>> start SOURCE MATERIAL

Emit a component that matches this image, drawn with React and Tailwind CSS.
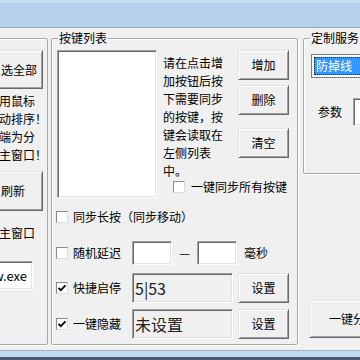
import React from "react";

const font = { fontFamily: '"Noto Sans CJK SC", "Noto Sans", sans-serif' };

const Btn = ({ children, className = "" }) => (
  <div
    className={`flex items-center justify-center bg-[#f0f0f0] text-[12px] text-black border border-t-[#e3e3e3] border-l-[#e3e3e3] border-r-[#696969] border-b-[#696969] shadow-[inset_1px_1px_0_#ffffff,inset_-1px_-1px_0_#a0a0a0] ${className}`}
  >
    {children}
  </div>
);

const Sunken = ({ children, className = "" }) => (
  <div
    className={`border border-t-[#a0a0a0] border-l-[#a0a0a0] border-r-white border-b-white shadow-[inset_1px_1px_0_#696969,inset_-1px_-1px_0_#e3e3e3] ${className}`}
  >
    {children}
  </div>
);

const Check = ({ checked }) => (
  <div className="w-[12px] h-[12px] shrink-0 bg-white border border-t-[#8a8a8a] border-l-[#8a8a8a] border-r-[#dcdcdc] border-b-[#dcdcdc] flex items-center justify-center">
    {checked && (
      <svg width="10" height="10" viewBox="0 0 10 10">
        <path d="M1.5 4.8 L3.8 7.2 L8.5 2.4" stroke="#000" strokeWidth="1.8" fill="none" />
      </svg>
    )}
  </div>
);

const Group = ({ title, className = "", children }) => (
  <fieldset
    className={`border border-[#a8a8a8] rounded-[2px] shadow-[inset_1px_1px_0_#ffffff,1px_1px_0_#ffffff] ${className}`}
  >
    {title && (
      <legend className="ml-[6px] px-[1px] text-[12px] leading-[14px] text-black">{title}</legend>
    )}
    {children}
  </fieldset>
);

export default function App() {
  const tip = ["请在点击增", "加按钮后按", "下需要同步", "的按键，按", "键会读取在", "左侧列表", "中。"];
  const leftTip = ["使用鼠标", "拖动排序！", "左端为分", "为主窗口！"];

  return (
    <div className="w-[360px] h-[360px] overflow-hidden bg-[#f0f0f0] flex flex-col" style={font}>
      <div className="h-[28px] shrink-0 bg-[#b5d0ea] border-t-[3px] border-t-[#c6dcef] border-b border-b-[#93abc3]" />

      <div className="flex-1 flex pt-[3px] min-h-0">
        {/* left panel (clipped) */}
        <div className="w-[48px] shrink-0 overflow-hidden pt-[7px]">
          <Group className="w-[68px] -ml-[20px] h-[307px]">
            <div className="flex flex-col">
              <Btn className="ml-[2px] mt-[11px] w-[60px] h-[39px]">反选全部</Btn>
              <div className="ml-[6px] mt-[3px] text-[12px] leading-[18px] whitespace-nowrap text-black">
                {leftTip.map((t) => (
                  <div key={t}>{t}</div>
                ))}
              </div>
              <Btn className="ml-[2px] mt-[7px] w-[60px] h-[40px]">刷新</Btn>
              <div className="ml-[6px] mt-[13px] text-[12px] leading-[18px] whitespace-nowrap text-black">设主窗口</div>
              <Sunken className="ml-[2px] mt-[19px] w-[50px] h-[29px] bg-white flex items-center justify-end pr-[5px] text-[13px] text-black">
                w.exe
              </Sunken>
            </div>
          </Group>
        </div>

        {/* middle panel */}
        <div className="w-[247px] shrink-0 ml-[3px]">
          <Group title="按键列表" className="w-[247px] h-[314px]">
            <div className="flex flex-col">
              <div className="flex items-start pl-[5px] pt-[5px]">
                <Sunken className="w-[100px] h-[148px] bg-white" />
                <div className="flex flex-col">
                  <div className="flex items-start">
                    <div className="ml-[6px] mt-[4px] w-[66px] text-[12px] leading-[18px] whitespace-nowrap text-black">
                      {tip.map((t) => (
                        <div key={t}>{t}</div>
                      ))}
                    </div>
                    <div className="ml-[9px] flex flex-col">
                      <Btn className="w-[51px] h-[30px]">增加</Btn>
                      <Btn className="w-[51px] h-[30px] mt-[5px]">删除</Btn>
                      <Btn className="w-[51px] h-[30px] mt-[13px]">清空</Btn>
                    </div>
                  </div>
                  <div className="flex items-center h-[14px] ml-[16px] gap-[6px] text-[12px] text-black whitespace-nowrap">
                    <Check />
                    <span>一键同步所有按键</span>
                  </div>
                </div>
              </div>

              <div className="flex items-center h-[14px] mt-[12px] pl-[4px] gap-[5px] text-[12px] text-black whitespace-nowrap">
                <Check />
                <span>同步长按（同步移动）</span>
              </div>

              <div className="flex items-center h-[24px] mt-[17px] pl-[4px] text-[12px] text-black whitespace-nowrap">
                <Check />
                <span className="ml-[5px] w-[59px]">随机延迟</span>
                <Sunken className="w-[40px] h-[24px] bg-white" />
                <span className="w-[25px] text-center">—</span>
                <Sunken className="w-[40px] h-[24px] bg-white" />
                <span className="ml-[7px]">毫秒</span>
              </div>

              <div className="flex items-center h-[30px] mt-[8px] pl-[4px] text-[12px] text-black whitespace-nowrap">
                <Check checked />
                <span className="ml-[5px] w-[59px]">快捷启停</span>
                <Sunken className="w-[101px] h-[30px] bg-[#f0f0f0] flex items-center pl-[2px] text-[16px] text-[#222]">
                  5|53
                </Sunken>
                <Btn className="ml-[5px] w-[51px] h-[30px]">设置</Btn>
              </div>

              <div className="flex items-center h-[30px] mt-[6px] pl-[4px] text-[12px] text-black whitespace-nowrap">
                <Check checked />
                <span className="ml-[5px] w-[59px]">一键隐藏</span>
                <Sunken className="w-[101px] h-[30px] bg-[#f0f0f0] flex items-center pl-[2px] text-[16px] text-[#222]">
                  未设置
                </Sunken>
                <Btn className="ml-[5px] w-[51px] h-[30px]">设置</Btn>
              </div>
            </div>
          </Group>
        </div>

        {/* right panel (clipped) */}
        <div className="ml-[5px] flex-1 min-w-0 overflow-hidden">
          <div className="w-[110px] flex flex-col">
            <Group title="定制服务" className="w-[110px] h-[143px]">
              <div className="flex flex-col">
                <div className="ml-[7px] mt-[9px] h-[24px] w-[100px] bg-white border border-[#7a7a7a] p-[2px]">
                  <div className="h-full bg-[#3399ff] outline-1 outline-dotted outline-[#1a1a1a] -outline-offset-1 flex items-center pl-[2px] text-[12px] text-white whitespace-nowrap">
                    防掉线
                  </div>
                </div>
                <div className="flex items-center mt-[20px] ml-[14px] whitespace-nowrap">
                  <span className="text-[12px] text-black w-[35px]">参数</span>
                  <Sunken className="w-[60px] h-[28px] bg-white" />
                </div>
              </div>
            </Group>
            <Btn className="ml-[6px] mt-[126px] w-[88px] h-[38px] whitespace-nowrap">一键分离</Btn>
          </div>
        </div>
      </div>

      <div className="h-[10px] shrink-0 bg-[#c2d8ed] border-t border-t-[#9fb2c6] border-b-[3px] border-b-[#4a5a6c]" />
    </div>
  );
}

>> end SOURCE MATERIAL

Please set down each line of the data above exactly as written, without the pictures.

- **TASK OUTPUT**:
Emit a component that matches this image, drawn with React and Tailwind CSS.
import React from "react";

const font = { fontFamily: '"Noto Sans CJK SC", "Noto Sans", sans-serif' };

const Btn = ({ children, className = "" }) => (
  <div
    className={`flex items-center justify-center bg-[#f0f0f0] text-[12px] text-black border border-t-[#e3e3e3] border-l-[#e3e3e3] border-r-[#696969] border-b-[#696969] shadow-[inset_1px_1px_0_#ffffff,inset_-1px_-1px_0_#a0a0a0] ${className}`}
  >
    {children}
  </div>
);

const Sunken = ({ children, className = "" }) => (
  <div
    className={`border border-t-[#a0a0a0] border-l-[#a0a0a0] border-r-white border-b-white shadow-[inset_1px_1px_0_#696969,inset_-1px_-1px_0_#e3e3e3] ${className}`}
  >
    {children}
  </div>
);

const Check = ({ checked }) => (
  <div className="w-[12px] h-[12px] shrink-0 bg-white border border-t-[#8a8a8a] border-l-[#8a8a8a] border-r-[#dcdcdc] border-b-[#dcdcdc] flex items-center justify-center">
    {checked && (
      <svg width="10" height="10" viewBox="0 0 10 10">
        <path d="M1.5 4.8 L3.8 7.2 L8.5 2.4" stroke="#000" strokeWidth="1.8" fill="none" />
      </svg>
    )}
  </div>
);

const Group = ({ title, className = "", children }) => (
  <fieldset
    className={`border border-[#a8a8a8] rounded-[2px] shadow-[inset_1px_1px_0_#ffffff,1px_1px_0_#ffffff] ${className}`}
  >
    {title && (
      <legend className="ml-[6px] px-[1px] text-[12px] leading-[14px] text-black">{title}</legend>
    )}
    {children}
  </fieldset>
);

export default function App() {
  const tip = ["请在点击增", "加按钮后按", "下需要同步", "的按键，按", "键会读取在", "左侧列表", "中。"];
  const leftTip = ["使用鼠标", "拖动排序！", "左端为分", "为主窗口！"];

  return (
    <div className="w-[360px] h-[360px] overflow-hidden bg-[#f0f0f0] flex flex-col" style={font}>
      <div className="h-[28px] shrink-0 bg-[#b5d0ea] border-t-[3px] border-t-[#c6dcef] border-b border-b-[#93abc3]" />

      <div className="flex-1 flex pt-[3px] min-h-0">
        {/* left panel (clipped) */}
        <div className="w-[48px] shrink-0 overflow-hidden pt-[7px]">
          <Group className="w-[68px] -ml-[20px] h-[307px]">
            <div className="flex flex-col">
              <Btn className="ml-[2px] mt-[11px] w-[60px] h-[39px]">反选全部</Btn>
              <div className="ml-[6px] mt-[3px] text-[12px] leading-[18px] whitespace-nowrap text-black">
                {leftTip.map((t) => (
                  <div key={t}>{t}</div>
                ))}
              </div>
              <Btn className="ml-[2px] mt-[7px] w-[60px] h-[40px]">刷新</Btn>
              <div className="ml-[6px] mt-[13px] text-[12px] leading-[18px] whitespace-nowrap text-black">设主窗口</div>
              <Sunken className="ml-[2px] mt-[19px] w-[50px] h-[29px] bg-white flex items-center justify-end pr-[5px] text-[13px] text-black">
                w.exe
              </Sunken>
            </div>
          </Group>
        </div>

        {/* middle panel */}
        <div className="w-[247px] shrink-0 ml-[3px]">
          <Group title="按键列表" className="w-[247px] h-[314px]">
            <div className="flex flex-col">
              <div className="flex items-start pl-[5px] pt-[5px]">
                <Sunken className="w-[100px] h-[148px] bg-white" />
                <div className="flex flex-col">
                  <div className="flex items-start">
                    <div className="ml-[6px] mt-[4px] w-[66px] text-[12px] leading-[18px] whitespace-nowrap text-black">
                      {tip.map((t) => (
                        <div key={t}>{t}</div>
                      ))}
                    </div>
                    <div className="ml-[9px] flex flex-col">
                      <Btn className="w-[51px] h-[30px]">增加</Btn>
                      <Btn className="w-[51px] h-[30px] mt-[5px]">删除</Btn>
                      <Btn className="w-[51px] h-[30px] mt-[13px]">清空</Btn>
                    </div>
                  </div>
                  <div className="flex items-center h-[14px] ml-[16px] gap-[6px] text-[12px] text-black whitespace-nowrap">
                    <Check />
                    <span>一键同步所有按键</span>
                  </div>
                </div>
              </div>

              <div className="flex items-center h-[14px] mt-[12px] pl-[4px] gap-[5px] text-[12px] text-black whitespace-nowrap">
                <Check />
                <span>同步长按（同步移动）</span>
              </div>

              <div className="flex items-center h-[24px] mt-[17px] pl-[4px] text-[12px] text-black whitespace-nowrap">
                <Check />
                <span className="ml-[5px] w-[59px]">随机延迟</span>
                <Sunken className="w-[40px] h-[24px] bg-white" />
                <span className="w-[25px] text-center">—</span>
                <Sunken className="w-[40px] h-[24px] bg-white" />
                <span className="ml-[7px]">毫秒</span>
              </div>

              <div className="flex items-center h-[30px] mt-[8px] pl-[4px] text-[12px] text-black whitespace-nowrap">
                <Check checked />
                <span className="ml-[5px] w-[59px]">快捷启停</span>
                <Sunken className="w-[101px] h-[30px] bg-[#f0f0f0] flex items-center pl-[2px] text-[16px] text-[#222]">
                  5|53
                </Sunken>
                <Btn className="ml-[5px] w-[51px] h-[30px]">设置</Btn>
              </div>

              <div className="flex items-center h-[30px] mt-[6px] pl-[4px] text-[12px] text-black whitespace-nowrap">
                <Check checked />
                <span className="ml-[5px] w-[59px]">一键隐藏</span>
                <Sunken className="w-[101px] h-[30px] bg-[#f0f0f0] flex items-center pl-[2px] text-[16px] text-[#222]">
                  未设置
                </Sunken>
                <Btn className="ml-[5px] w-[51px] h-[30px]">设置</Btn>
              </div>
            </div>
          </Group>
        </div>

        {/* right panel (clipped) */}
        <div className="ml-[5px] flex-1 min-w-0 overflow-hidden">
          <div className="w-[110px] flex flex-col">
            <Group title="定制服务" className="w-[110px] h-[143px]">
              <div className="flex flex-col">
                <div className="ml-[7px] mt-[9px] h-[24px] w-[100px] bg-white border border-[#7a7a7a] p-[2px]">
                  <div className="h-full bg-[#3399ff] outline-1 outline-dotted outline-[#1a1a1a] -outline-offset-1 flex items-center pl-[2px] text-[12px] text-white whitespace-nowrap">
                    防掉线
                  </div>
                </div>
                <div className="flex items-center mt-[20px] ml-[14px] whitespace-nowrap">
                  <span className="text-[12px] text-black w-[35px]">参数</span>
                  <Sunken className="w-[60px] h-[28px] bg-white" />
                </div>
              </div>
            </Group>
            <Btn className="ml-[6px] mt-[126px] w-[88px] h-[38px] whitespace-nowrap">一键分离</Btn>
          </div>
        </div>
      </div>

      <div className="h-[10px] shrink-0 bg-[#c2d8ed] border-t border-t-[#9fb2c6] border-b-[3px] border-b-[#4a5a6c]" />
    </div>
  );
}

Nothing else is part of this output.